The influence of monger, the stoics, and the many others of Shane‘s parish run through this book. So much of it is about avoiding mistakes. It’s about avoiding these enemies, not through choice, but having good design and the right mindset.

The book also includes a section on decisions in action. It offers incredibly helpful specific questions for decision-makers to ask. I won’t spoil them here. 

How to Run Your Brain

Sports psychologist Josephine Perry was on the Bad Boys of Running podcast to talk about the mental aspects of the sport and how to design your life to work with your brain.

Want to use your phone less?, asked Atomic Habits author James Clear, put it out of reach. The need to “check things” is small and easily clears any friction when the phone is in our pocket or on the table. But make yourself get up, a small but significant task, and we simply don’t do it as often.

A design approach works for our brains too.

1/ Your brain is a relative thinker, from Instagram to other runners, what we see sets the terms.

We prioritize information based on its availability. Change what’s easily available, change what we compare ourselves to, like a PR.

2/ Your brain is designed for danger, food, and sex (aka survival). Don’t you dare start into the unknown it sternly warns.

One solution is to deconstruct large problems into small ones. Writing a book is hard. Writing something every day is easier. Collecting ideas from a podcast is easier yet. Each big and scary attempt is a collection of small and doable attempts.

Another is to create a jar of wins. Write down accomplishments and put them in a jar. The visual is good – we’re visual creatures – and it uses the brain against itself. Rather than being fearful, our brain has evidence of hard things we’ve already done and we’re more likely to start.

3/ Your brain is lazy. Our how ya feeling language is limited. We only use words like: fine, angry, frustrated, tired, good, or excited. Limited words mean we have limited responses.

But precise language changes our description and consequently our reactions. Rather than be tired we can be worn out mentally from work. That’s different from I’m an introvert and need a break from people. Different triggers, different actions.

Personal growth is a challenge. We’re working on the thing while we’re working with the thing. But it’s easier with tips like these.

Alice and Bob own soccer teams…

Alice runs her team conservatively and finishes with 17 wins, 17 draws, and 4 losses. 

Bob runs his team with more variance and finishes with 19 wins, 11, draws, and 8 losses. 

Which is better? 

Let’s reframe, like the ball bet. Is it better to exchange 2 wins for 6 draws and 4 fewer losses? 

Haralabos ‘Bob’ Voulgaris bought a soccer team because he knows these answers because he’s seen these questions. 

After Moneyball but before Morey-ball, Haralabos discovered and gambled on basketball inefficiencies. The best known now is the three-point shot. Voulgaris thinks that soccer is similar. Teams earn three points for a win, one for a draw, and zero for a loss. Rather than three or two points in basketball, it’s three or one points in soccer standings.

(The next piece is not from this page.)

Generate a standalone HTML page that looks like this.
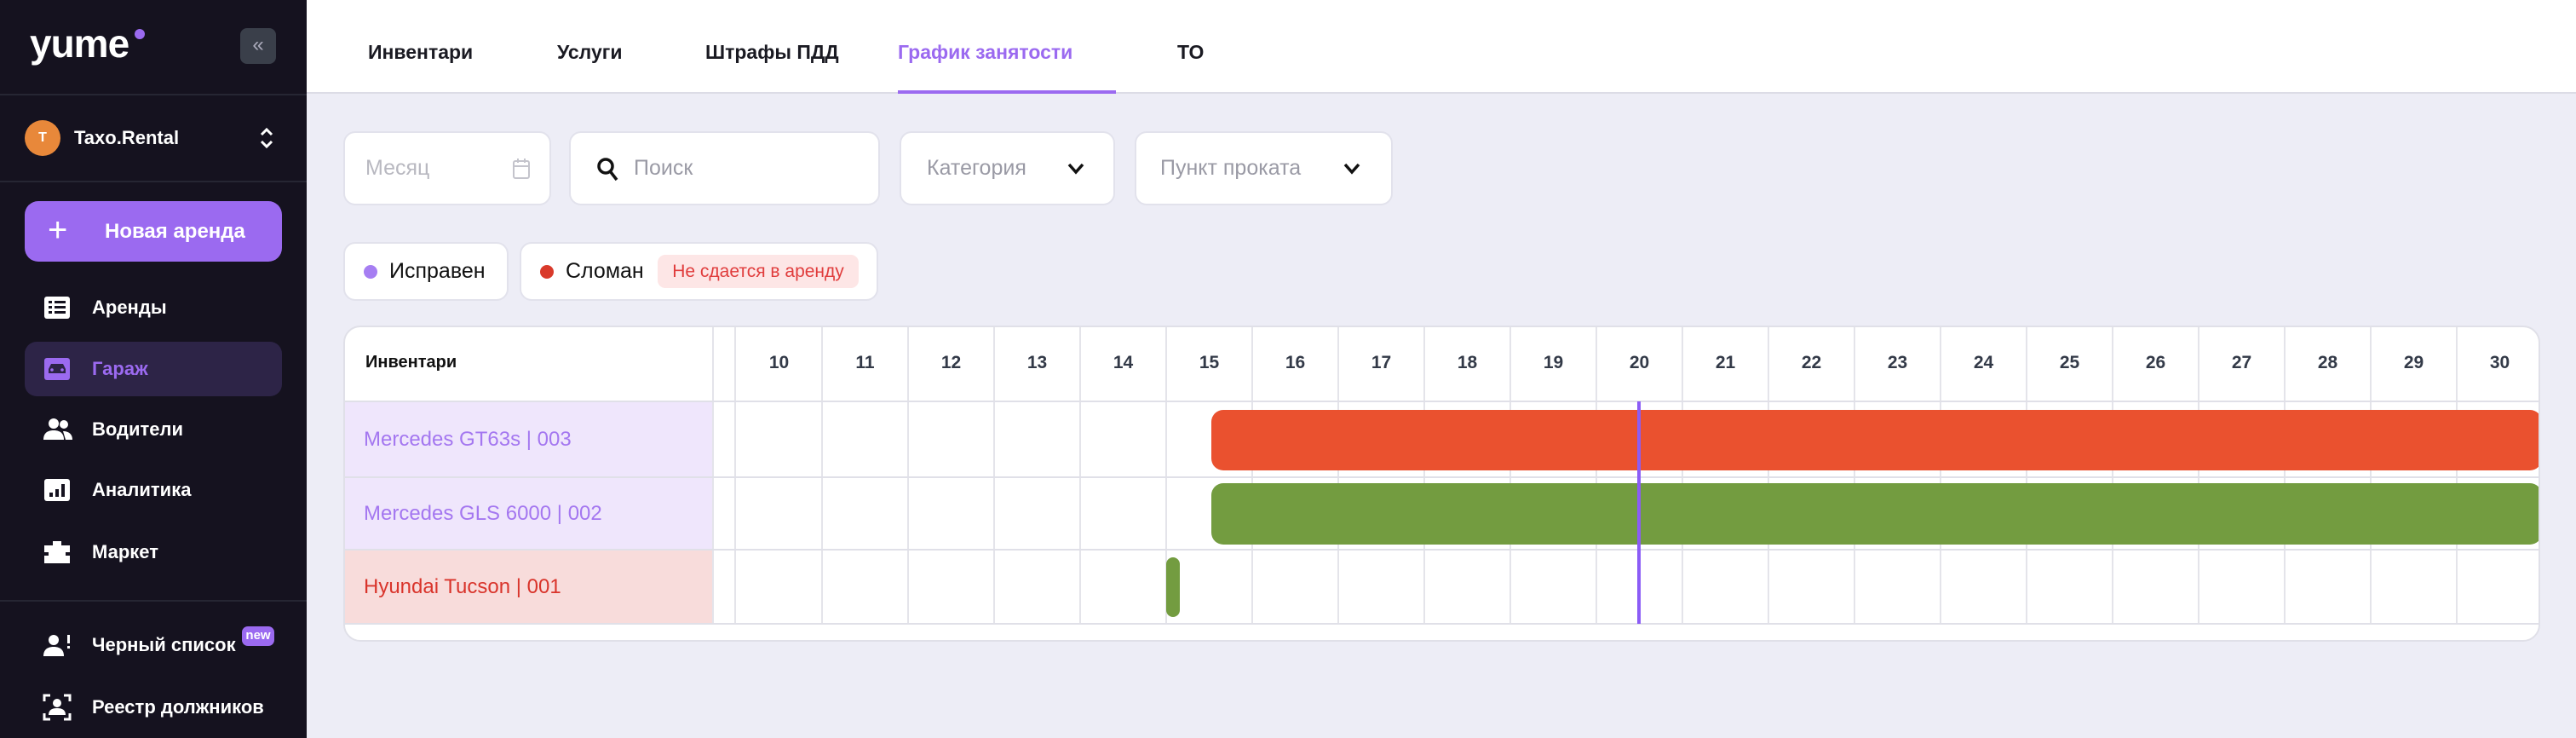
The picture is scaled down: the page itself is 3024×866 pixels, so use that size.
<!DOCTYPE html>
<html><head><meta charset="utf-8"><style>
*{box-sizing:border-box;margin:0;padding:0}
body{width:3024px;height:866px;overflow:hidden;background:#ededf6;font-family:"Liberation Sans",sans-serif;position:relative}
.abs{position:absolute}
#side{left:0;top:0;width:360px;height:866px;background:#15121f;color:#fff}
.hr{position:absolute;left:0;width:360px;height:2px;background:#262633}
.mi{position:absolute;left:0;width:360px;height:64px;display:flex;align-items:center;font-size:22px;font-weight:bold;color:#fff}
.mi svg{position:absolute;left:50px}
.mi span{position:absolute;left:108px}
#top{left:360px;top:0;width:2664px;height:110px;background:#fff;border-bottom:2px solid #dcdce6}
.tab{position:absolute;top:48px;font-size:23px;font-weight:bold;color:#1a1a22}
.box{position:absolute;background:#fff;border:2px solid #e2e2ec;border-radius:14px;display:flex;align-items:center;font-size:25px;color:#9a9aa5}
#card{left:403px;top:382px;width:2579px;height:371px;background:#fff;border:2px solid #e0e0e8;border-radius:20px;overflow:hidden}
.vl{position:absolute;top:0;width:2px;height:348px;background:#e4e4ea}
.hl{position:absolute;left:0;width:2579px;height:2px;background:#e0e0e8}
.day{position:absolute;top:30px;width:101px;text-align:center;font-size:21px;font-weight:bold;color:#333a48}
.lab{position:absolute;left:0;width:433px;font-size:24px;padding-left:22px;display:flex;align-items:center}
</style></head><body>
<div id="side" class="abs">
 <div class="abs" style="left:35px;top:24px;font-size:46px;font-weight:bold;letter-spacing:-1px;color:#fff">yume</div>
 <div class="abs" style="left:158px;top:34px;width:12px;height:12px;border-radius:50%;background:#9b6af0"></div>
 <div class="abs" style="left:282px;top:33px;width:42px;height:42px;border-radius:8px;background:#3a3f4a;color:#aab;font-size:24px;text-align:center;line-height:40px">«</div>
 <div class="hr" style="top:110px"></div>
 <div class="abs" style="left:29px;top:141px;width:42px;height:42px;border-radius:50%;background:#e8883a;font-size:16px;font-weight:bold;text-align:center;line-height:42px">T</div>
 <div class="abs" style="left:87px;top:149px;font-size:22px;font-weight:bold">Taxo.Rental</div>
 <svg class="abs" style="left:303px;top:148px" width="20" height="28" viewBox="0 0 20 28"><path d="M4 10l6-6 6 6M4 18l6 6 6-6" stroke="#fff" stroke-width="3" fill="none"/></svg>
 <div class="hr" style="top:212px"></div>
 <div class="abs" style="left:29px;top:236px;width:302px;height:71px;border-radius:16px;background:#9b6af0"></div>
 <div class="abs" style="left:56px;top:248px;font-size:40px;color:#fff;font-weight:300">+</div>
 <div class="abs" style="left:123px;top:258px;font-size:24px;font-weight:bold">Новая аренда</div>
 <div class="mi" style="top:329px"><svg width="34" height="30" viewBox="0 0 34 30"><rect x="2" y="2" width="30" height="26" rx="3" fill="#fff"/><g fill="#15121f"><rect x="7" y="7" width="4" height="3"/><rect x="14" y="7" width="13" height="3"/><rect x="7" y="13" width="4" height="3"/><rect x="14" y="13" width="13" height="3"/><rect x="7" y="19" width="4" height="3"/><rect x="14" y="19" width="13" height="3"/></g></svg><span>Аренды</span></div>
 <div class="abs" style="left:29px;top:401px;width:302px;height:64px;border-radius:14px;background:#2d2447"></div>
 <div class="mi" style="top:401px;color:#9b6af0"><svg width="34" height="30" viewBox="0 0 34 30"><rect x="2" y="2" width="30" height="26" rx="3" fill="#9b6af0"/><path d="M7 20v-5l3-6h14l3 6v5z" fill="#2d2447"/><circle cx="11" cy="16" r="1.8" fill="#9b6af0"/><circle cx="23" cy="16" r="1.8" fill="#9b6af0"/></svg><span>Гараж</span></div>
 <div class="mi" style="top:472px"><svg width="36" height="30" viewBox="0 0 36 30"><circle cx="13" cy="8" r="6" fill="#fff"/><path d="M1 27c0-8 5-11 12-11s12 3 12 11z" fill="#fff"/><circle cx="25" cy="9" r="5" fill="#fff"/><path d="M24 17c6 0 11 3 11 10h-8z" fill="#fff"/></svg><span>Водители</span></div>
 <div class="mi" style="top:543px"><svg width="34" height="30" viewBox="0 0 34 30"><rect x="2" y="2" width="30" height="26" rx="3" fill="#fff"/><g fill="#15121f"><rect x="8" y="18" width="4" height="5"/><rect x="15" y="14" width="4" height="9"/><rect x="22" y="8" width="4" height="15"/></g></svg><span>Аналитика</span></div>
 <div class="mi" style="top:616px"><svg width="34" height="30" viewBox="0 0 34 30"><path d="M12 2h10v5h10v8h-5v4h5v9H2v-9h5v-4H2V7h10z" fill="#fff"/></svg><span>Маркет</span></div>
 <div class="hr" style="top:704px"></div>
 <div class="mi" style="top:725px"><svg width="36" height="30" viewBox="0 0 36 30"><circle cx="13" cy="9" r="6" fill="#fff"/><path d="M1 28c0-8 5-11 12-11s12 3 12 11z" fill="#fff"/><rect x="29" y="3" width="3" height="10" fill="#fff"/><rect x="29" y="16" width="3" height="3" fill="#fff"/></svg><span>Черный список</span></div>
 <div class="abs" style="left:284px;top:735px;width:38px;height:23px;border-radius:7px;background:#9b6af0;font-size:15px;font-weight:bold;text-align:center;line-height:21px">new</div>
 <div class="mi" style="top:798px"><svg width="34" height="32" viewBox="0 0 34 32"><path d="M2 9V2h7M25 2h7v7M32 23v7h-7M9 30H2v-7" stroke="#fff" stroke-width="3" fill="none"/><circle cx="17" cy="11" r="5" fill="#fff"/><path d="M7 25c0-6 4-8 10-8s10 2 10 8z" fill="#fff"/></svg><span>Реестр должников</span></div>
</div>

<div id="top" class="abs">
 <div class="tab" style="left:72px">Инвентари</div>
 <div class="tab" style="left:294px">Услуги</div>
 <div class="tab" style="left:468px">Штрафы ПДД</div>
 <div class="tab" style="left:694px;color:#9b6af0">График занятости</div>
 <div class="tab" style="left:1022px">ТО</div>
 <div class="abs" style="left:694px;top:106px;width:256px;height:4px;background:#9b6af0"></div>
</div>

<div class="box" style="left:403px;top:154px;width:244px;height:87px;padding-left:24px;color:#b8b8c0">Месяц
 <svg class="abs" style="left:196px;top:29px" width="22" height="26" viewBox="0 0 22 26"><rect x="2" y="4" width="18" height="20" rx="2" stroke="#c4c4cc" stroke-width="2" fill="none"/><path d="M2 10h18M7 1v5M15 1v5" stroke="#c4c4cc" stroke-width="2"/></svg></div>
<div class="box" style="left:668px;top:154px;width:365px;height:87px;padding-left:74px">Поиск
 <svg class="abs" style="left:30px;top:28px" width="28" height="30" viewBox="0 0 28 30"><circle cx="11" cy="11" r="8" stroke="#111" stroke-width="3.5" fill="none"/><path d="M17 18l7 9" stroke="#111" stroke-width="3.5"/></svg></div>
<div class="box" style="left:1056px;top:154px;width:253px;height:87px;padding-left:30px">Категория
 <svg class="abs" style="left:194px;top:34px" width="22" height="16" viewBox="0 0 22 16"><path d="M3 3l8 9 8-9" stroke="#111" stroke-width="3.5" fill="none"/></svg></div>
<div class="box" style="left:1332px;top:154px;width:303px;height:87px;padding-left:28px">Пункт проката
 <svg class="abs" style="left:242px;top:34px" width="22" height="16" viewBox="0 0 22 16"><path d="M3 3l8 9 8-9" stroke="#111" stroke-width="3.5" fill="none"/></svg></div>

<div class="box" style="left:403px;top:284px;width:194px;height:69px;color:#111;font-size:25px;padding-left:22px"><span style="width:16px;height:16px;border-radius:50%;background:#a67ef2;margin-right:14px"></span>Исправен</div>
<div class="box" style="left:610px;top:284px;width:421px;height:69px;color:#111;font-size:25px;padding-left:22px"><span style="width:16px;height:16px;border-radius:50%;background:#d93a2b;margin-right:14px"></span>Сломан
 <span class="abs" style="left:160px;top:13px;width:236px;height:39px;border-radius:9px;background:#fde6e6;color:#e03c3c;font-size:21px;text-align:center;line-height:39px">Не сдается в аренду</span></div>

<div id="card" class="abs">
 <div class="abs" style="left:24px;top:30px;font-size:20px;font-weight:bold;color:#111">Инвентари</div>
 <div class="lab" style="top:87px;height:89px;background:#efe6fc;color:#a477f0">Mercedes GT63s | 003</div>
 <div class="lab" style="top:176px;height:85px;background:#efe6fc;color:#a477f0">Mercedes GLS 6000 | 002</div>
 <div class="lab" style="top:261px;height:87px;background:#f8dcdb;color:#d9342b">Hyundai Tucson | 001</div>
 <div class="vl" style="left:431px"></div>
 <div class="vl" style="left:457px"></div>
 <div id="grid"></div>
 <div class="hl" style="top:86px"></div>
 <div class="hl" style="top:175px"></div>
 <div class="hl" style="top:260px"></div>
 <div class="hl" style="top:347px"></div>
 <div class="abs" style="left:1017px;top:97px;width:1562px;height:71px;background:#ea512f;border-radius:14px"></div>
 <div class="abs" style="left:1017px;top:183px;width:1562px;height:72px;background:#739c40;border-radius:14px"></div>
 <div class="abs" style="left:964px;top:270px;width:16px;height:70px;background:#739c40;border-radius:8px"></div>
 <div class="abs" style="left:1517px;top:87px;width:4px;height:261px;background:#8b5cf6"></div>
</div>
<script>
var g='';for(var i=0;i<21;i++){var x=459+i*101;g+='<div class="day" style="left:'+x+'px">'+(10+i)+'</div>';if(i>0)g+='<div class="vl" style="left:'+(x-1)+'px"></div>';}
document.getElementById('grid').outerHTML=g;
</script>
</body></html>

Soccer’s business model is like the music business model. Artists lose money recording an album, break even touring, and profit from the merchandise. This had to be Pixar’s business too. Division three soccer teams lose money, division two teams break even, and La Liga or Premier League teams “print money”. 

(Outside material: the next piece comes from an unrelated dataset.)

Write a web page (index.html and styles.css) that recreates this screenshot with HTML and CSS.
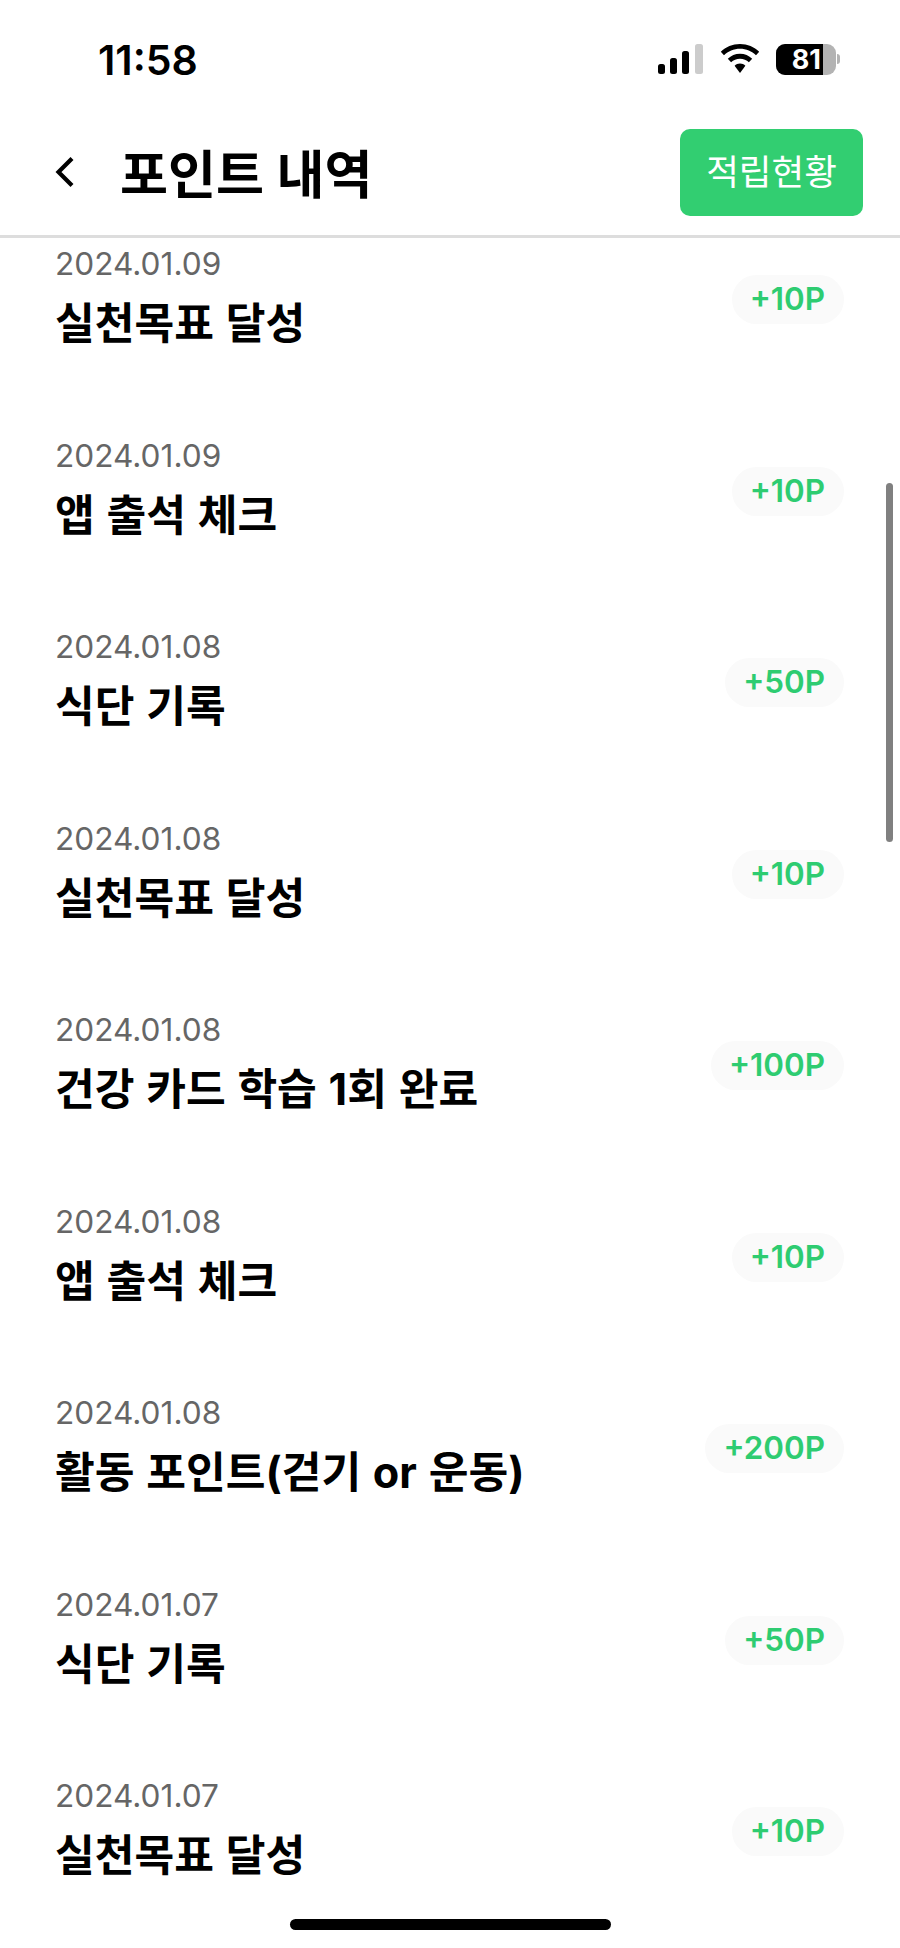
FILE: index.html
```html
<!DOCTYPE html>
<html lang="ko">
<head>
<meta charset="utf-8">
<title>포인트 내역</title>
<link rel="stylesheet" href="styles.css">
</head>
<body>
<div class="screen">
  <div class="status">
    <span class="time">11:58</span>
    <div class="status-icons">
      <svg class="signal" width="46" height="30" viewBox="0 0 46 30"><rect x="0" y="20" width="7" height="10" rx="2.5" fill="#000"/><rect x="12" y="14" width="7" height="16" rx="2.5" fill="#000"/><rect x="24" y="7" width="7" height="23" rx="2.5" fill="#000"/><rect x="37" y="0" width="8" height="30" rx="2.5" fill="#ccc"/></svg>
      <svg class="wifi" width="40" height="30" viewBox="0 0 40 30"><path d="M20 0C12.500 0 5.700 3 .8 7.800L4 11.300C8.100 7.300 13.800 4.800 20 4.800S31.900 7.300 36 11.300L39.200 7.800C34.300 3 27.500 0 20 0Z" fill="#000"/><path d="M20 9.800C15.300 9.800 11 11.700 7.800 14.800L11.100 18.300C13.400 16.100 16.500 14.700 20 14.700S26.600 16.100 28.900 18.300L32.200 14.800C29 11.700 24.700 9.800 20 9.800Z" fill="#000"/><path d="M20 19.500C17.900 19.500 16 20.300 14.600 21.700L20 29L25.400 21.700C24 20.300 22.100 19.500 20 19.500Z" fill="#000"/></svg>
      <div class="battery"><div class="battery-body"><span class="battery-fill">81</span></div><span class="battery-tip"></span></div>
    </div>
  </div>
  <header class="nav">
    <svg class="back" width="20" height="32" viewBox="0 0 20 32"><path d="M17 2.500L3.500 16L17 29.500" fill="none" stroke="#000" stroke-width="4.200"/></svg>
    <h1 class="title">포인트 내역</h1>
    <button class="action">적립현황</button>
  </header>
  <main class="list">
    <div class="row"><div class="info"><div class="date">2024.01.09</div><div class="name">실천목표 달성</div></div><span class="pill">+10P</span></div>
    <div class="row"><div class="info"><div class="date">2024.01.09</div><div class="name">앱 출석 체크</div></div><span class="pill">+10P</span></div>
    <div class="row"><div class="info"><div class="date">2024.01.08</div><div class="name">식단 기록</div></div><span class="pill">+50P</span></div>
    <div class="row"><div class="info"><div class="date">2024.01.08</div><div class="name">실천목표 달성</div></div><span class="pill">+10P</span></div>
    <div class="row"><div class="info"><div class="date">2024.01.08</div><div class="name">건강 카드 학습 1회 완료</div></div><span class="pill">+100P</span></div>
    <div class="row"><div class="info"><div class="date">2024.01.08</div><div class="name">앱 출석 체크</div></div><span class="pill">+10P</span></div>
    <div class="row"><div class="info"><div class="date">2024.01.08</div><div class="name">활동 포인트(걷기 or 운동)</div></div><span class="pill">+200P</span></div>
    <div class="row"><div class="info"><div class="date">2024.01.07</div><div class="name">식단 기록</div></div><span class="pill">+50P</span></div>
    <div class="row"><div class="info"><div class="date">2024.01.07</div><div class="name">실천목표 달성</div></div><span class="pill">+10P</span></div>
  </main>
  <div class="scrollbar"></div>
  <div class="home"></div>
</div>
</body>
</html>
```
FILE: styles.css
```css
* { box-sizing: border-box; }
html, body { margin: 0; padding: 0; }
body { background: #fff; font-family: Inter, "Noto Sans CJK KR", sans-serif; color: #000; }
.screen { position: relative; width: 900px; height: 1948px; overflow: hidden; background: #fff; }
.status { height: 104px; padding: 38px 60px 0 98px; display: flex; justify-content: space-between; align-items: flex-start; }
.time { font-size: 41px; line-height: 44px; font-weight: 600; }
.status-icons { display: flex; align-items: center; gap: 16px; height: 44px; margin-top: -1px; }
.signal, .wifi { display: block; }
.battery { display: flex; align-items: center; gap: 1px; }
.battery-body { width: 60px; height: 31px; border-radius: 9px; background: #b3b3b3; overflow: hidden; }
.battery-fill { display: block; width: 47px; height: 31px; background: #000; color: #fff; font-size: 27px; line-height: 31px; font-weight: 700; text-align: right; padding-right: 2px; }
.battery-tip { width: 3px; height: 10px; border-radius: 0 3px 3px 0; background: #b3b3b3; }
.nav { height: 134px; padding: 24px 37px 0 55px; display: flex; align-items: flex-start; border-bottom: 3px solid #ddd; }
.back { margin-top: 28px; flex: none; }
.title { margin: 0 0 0 45px; font-size: 52.200px; line-height: 88px; font-weight: 700; flex: 1; position: relative; top: 3px; }
.action { width: 183px; height: 87px; margin-top: 1px; border: 0; border-radius: 10px; background: #32ce71; color: #fff; font: 400 35.500px/87px Inter, "Noto Sans CJK KR", sans-serif; padding: 0; }
.list { padding: 8px 56px 0 55px; }
.row { height: 191.5px; display: flex; justify-content: space-between; align-items: flex-start; }
.date { font-size: 31.600px; line-height: 36px; color: #666; }
.name { font-size: 43.200px; line-height: 60px; font-weight: 700; margin-top: 11px; word-spacing: 1.500px; }
.pill { margin-top: 29px; height: 49px; padding: 0 19px 0 18px; border-radius: 25px; background: #fafafa; color: #2ecc71; font-size: 31.400px; line-height: 48px; font-weight: 600; }
.scrollbar { position: absolute; left: 886px; top: 483px; width: 7px; height: 359px; border-radius: 4px; background: #808080; }
.home { position: absolute; left: 290px; top: 1919px; width: 321px; height: 11px; border-radius: 6px; background: #000; }
```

Soccer teams can move up (promotion) or move down (relegation). Bob’s team, CD Castellón is in the third division and they need about sixty-eight points for a chance at promotion. 

Both Alice (17/17/4) and Bob (19/11/8) earned sixty-eight points – but they don’t seem equal. This is Bob’s point – it’s worth risking more for wins than less for draws.

The big question is: What are the right metrics for this system? 

  • Hurricane wind speeds are probably the wrong metric. Though easy to measure they don’t convey the potential storm damage which comes from the rain, surge, and flooding. Moneyball and Morey-ball are both descriptions of systems where the important metrics shifted.
  • ‘Draws’ is a wolf in sheep’s clothing. It seems fine – splitting the difference between a win and a loss – but the unique point system shifts the weight. 
  • Risking more – Bob’s approach – focuses on what matters. It’s the points stupid.

Humans are loss averse but the soccer standing scoring rewards bucking this trend. Alice and Bob own soccer teams, let’s see what happens.

How to board an airplane?

Everyone knows how to board an airplane, back to front. It’s logical. Back to front means that if someone is taking their time in seat 21C the person in 20A can still seat themselves.

Physicist Jason Steffen built a computer model to see how much faster back to front was relative to front to back. He was shocked. The difference was minimal. Hmm, Steffen scowled at his code, is there a better way?

What if instead of 30 to 1 or 1 to 30, a plane boarded everyone in row 30, then rows 1, 2, 3…. That might work right? The folks in row 30 would have time to stow and seat without holding anyone up.

That kinda works. Steffen’s code continued and compared the 30, 1, 2…29 option to the 1, 2,…30 option. The code noted the faster sequence, and switched around two more numbers. Again it kept the faster option and computed another switcheroo. The fastest boarding process turned out to be boarding every other row.

“It turns the boarding process from a serial process, where one person gets to their place, puts their luggage away, and sits down into a parallel process where you send in fifteen people, say in all the even rows, and they all put their luggage away and sit down at the same time. And then you send in the next group of people.” – Jason Steffen, August 2021

Steffen’s code was a Markov Chain Monte Carlo, a way to solve problems through computer code and exploration. But like wet bias or wait times, ideal solutions may not be the best.

One problem with Steffen’s method is when people travel in groups, especially families. Another obstacle is the culture of air travel, there’s some established norms. Further confounding the case is an airline’s incentives. Faster turns do matter, but relative to upgrades how much does saving time save the company?